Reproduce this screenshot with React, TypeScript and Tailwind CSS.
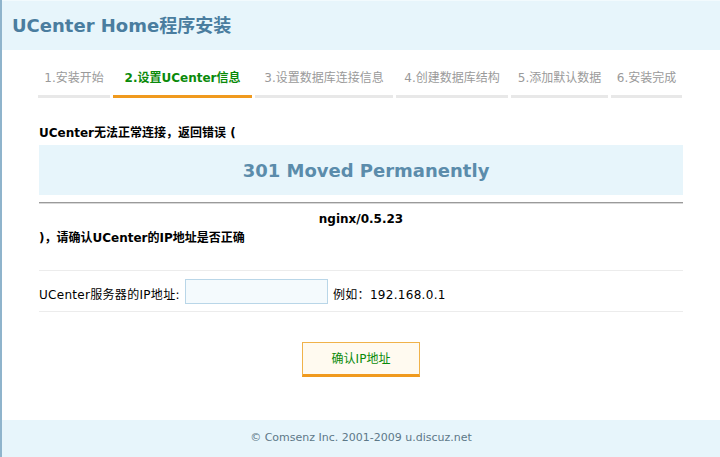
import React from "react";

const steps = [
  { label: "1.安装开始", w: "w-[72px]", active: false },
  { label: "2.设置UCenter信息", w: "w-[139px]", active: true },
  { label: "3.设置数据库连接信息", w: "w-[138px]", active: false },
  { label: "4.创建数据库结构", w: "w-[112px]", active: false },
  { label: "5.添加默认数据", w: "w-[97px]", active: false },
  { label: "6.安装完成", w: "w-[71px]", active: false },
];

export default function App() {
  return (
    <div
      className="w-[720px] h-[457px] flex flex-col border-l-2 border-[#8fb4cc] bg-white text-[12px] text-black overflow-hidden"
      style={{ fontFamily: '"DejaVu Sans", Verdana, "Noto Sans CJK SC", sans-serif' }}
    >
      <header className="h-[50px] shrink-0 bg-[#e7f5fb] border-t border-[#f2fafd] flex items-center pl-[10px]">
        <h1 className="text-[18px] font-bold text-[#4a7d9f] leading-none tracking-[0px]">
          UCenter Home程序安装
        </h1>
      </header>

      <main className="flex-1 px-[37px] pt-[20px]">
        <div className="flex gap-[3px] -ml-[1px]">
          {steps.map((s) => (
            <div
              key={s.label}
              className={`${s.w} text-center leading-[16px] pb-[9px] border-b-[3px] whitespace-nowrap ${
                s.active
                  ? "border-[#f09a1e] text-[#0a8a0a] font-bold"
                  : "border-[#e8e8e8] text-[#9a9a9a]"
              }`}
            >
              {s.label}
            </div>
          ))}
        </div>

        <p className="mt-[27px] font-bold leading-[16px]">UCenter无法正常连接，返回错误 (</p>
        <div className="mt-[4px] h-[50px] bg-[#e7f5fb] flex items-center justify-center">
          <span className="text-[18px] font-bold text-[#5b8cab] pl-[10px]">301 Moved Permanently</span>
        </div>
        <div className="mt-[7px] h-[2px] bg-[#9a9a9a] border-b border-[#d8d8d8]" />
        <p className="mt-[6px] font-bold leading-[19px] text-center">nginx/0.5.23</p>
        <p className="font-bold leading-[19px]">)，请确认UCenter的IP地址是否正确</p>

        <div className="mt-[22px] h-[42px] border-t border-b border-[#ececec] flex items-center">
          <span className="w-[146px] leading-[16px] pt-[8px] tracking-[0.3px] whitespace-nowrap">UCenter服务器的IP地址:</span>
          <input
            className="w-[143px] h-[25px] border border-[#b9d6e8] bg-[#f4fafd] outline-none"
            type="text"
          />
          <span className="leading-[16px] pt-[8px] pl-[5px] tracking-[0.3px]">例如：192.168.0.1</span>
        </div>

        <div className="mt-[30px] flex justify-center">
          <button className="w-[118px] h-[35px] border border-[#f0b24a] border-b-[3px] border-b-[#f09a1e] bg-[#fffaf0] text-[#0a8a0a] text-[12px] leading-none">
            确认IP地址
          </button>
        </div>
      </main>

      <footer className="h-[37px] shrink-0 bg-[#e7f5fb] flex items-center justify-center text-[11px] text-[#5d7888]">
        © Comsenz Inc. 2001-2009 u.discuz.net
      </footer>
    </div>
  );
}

####################

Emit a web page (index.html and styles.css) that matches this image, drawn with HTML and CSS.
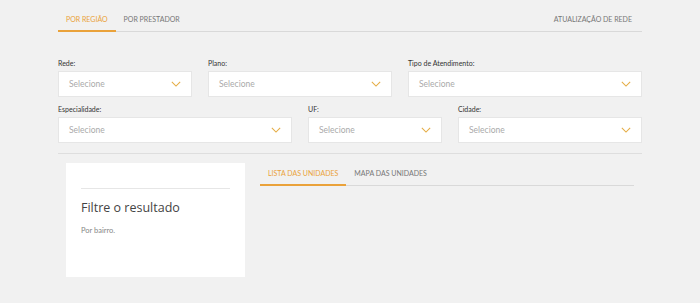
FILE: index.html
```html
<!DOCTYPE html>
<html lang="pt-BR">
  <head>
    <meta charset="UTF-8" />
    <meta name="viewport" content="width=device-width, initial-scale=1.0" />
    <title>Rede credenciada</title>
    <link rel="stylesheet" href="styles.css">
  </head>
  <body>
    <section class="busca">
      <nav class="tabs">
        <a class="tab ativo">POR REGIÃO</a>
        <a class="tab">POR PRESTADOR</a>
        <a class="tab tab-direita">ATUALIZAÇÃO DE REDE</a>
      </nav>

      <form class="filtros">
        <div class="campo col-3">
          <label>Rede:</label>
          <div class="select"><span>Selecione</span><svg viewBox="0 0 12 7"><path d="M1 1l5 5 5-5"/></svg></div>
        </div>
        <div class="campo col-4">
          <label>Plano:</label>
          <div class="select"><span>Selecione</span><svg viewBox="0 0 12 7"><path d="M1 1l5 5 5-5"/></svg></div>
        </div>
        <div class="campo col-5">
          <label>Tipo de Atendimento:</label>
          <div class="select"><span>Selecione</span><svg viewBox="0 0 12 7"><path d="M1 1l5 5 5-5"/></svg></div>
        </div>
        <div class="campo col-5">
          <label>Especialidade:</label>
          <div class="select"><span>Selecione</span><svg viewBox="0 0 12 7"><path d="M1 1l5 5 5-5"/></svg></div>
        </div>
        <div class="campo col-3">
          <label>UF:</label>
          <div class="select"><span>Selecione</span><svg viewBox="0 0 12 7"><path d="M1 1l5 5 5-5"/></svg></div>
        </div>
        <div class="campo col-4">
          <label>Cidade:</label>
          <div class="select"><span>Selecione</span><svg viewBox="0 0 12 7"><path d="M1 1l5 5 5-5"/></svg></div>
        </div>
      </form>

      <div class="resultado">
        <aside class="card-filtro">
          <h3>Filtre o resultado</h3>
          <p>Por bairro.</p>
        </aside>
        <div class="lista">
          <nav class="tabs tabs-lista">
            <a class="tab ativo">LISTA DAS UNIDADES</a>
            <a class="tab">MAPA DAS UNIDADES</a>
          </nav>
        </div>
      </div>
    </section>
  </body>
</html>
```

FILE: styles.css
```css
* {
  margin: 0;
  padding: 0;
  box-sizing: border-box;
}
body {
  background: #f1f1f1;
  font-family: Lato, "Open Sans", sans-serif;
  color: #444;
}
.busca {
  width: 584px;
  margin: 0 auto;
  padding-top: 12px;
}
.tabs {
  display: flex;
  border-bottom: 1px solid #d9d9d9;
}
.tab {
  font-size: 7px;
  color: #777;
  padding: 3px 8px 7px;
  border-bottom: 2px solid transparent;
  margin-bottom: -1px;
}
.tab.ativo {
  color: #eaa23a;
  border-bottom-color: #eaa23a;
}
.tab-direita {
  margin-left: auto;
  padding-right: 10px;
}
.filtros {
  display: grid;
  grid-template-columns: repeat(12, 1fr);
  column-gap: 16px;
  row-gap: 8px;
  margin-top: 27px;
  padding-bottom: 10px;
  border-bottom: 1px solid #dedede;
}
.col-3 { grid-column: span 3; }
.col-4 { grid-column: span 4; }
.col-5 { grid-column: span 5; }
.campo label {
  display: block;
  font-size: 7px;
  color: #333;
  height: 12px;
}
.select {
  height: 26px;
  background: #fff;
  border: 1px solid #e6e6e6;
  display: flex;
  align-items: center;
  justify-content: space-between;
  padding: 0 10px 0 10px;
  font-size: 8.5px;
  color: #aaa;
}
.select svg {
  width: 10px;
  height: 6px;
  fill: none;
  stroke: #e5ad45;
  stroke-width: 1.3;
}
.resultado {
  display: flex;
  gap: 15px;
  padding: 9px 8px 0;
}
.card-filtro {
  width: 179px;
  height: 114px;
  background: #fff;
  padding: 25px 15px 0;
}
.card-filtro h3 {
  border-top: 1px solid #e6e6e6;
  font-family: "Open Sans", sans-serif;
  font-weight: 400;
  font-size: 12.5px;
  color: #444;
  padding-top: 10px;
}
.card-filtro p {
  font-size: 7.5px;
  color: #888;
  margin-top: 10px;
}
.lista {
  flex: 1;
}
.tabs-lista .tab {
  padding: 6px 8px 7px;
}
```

####################

What the task asks: In the listing above, find the line containing "Reproduce this screenshot" and the line containing "import React from". Reproduce those lines and all between them exactly, with no pictures and nothing more.

Complete answer:
Reproduce this screenshot with React, TypeScript and Tailwind CSS.
import React from "react";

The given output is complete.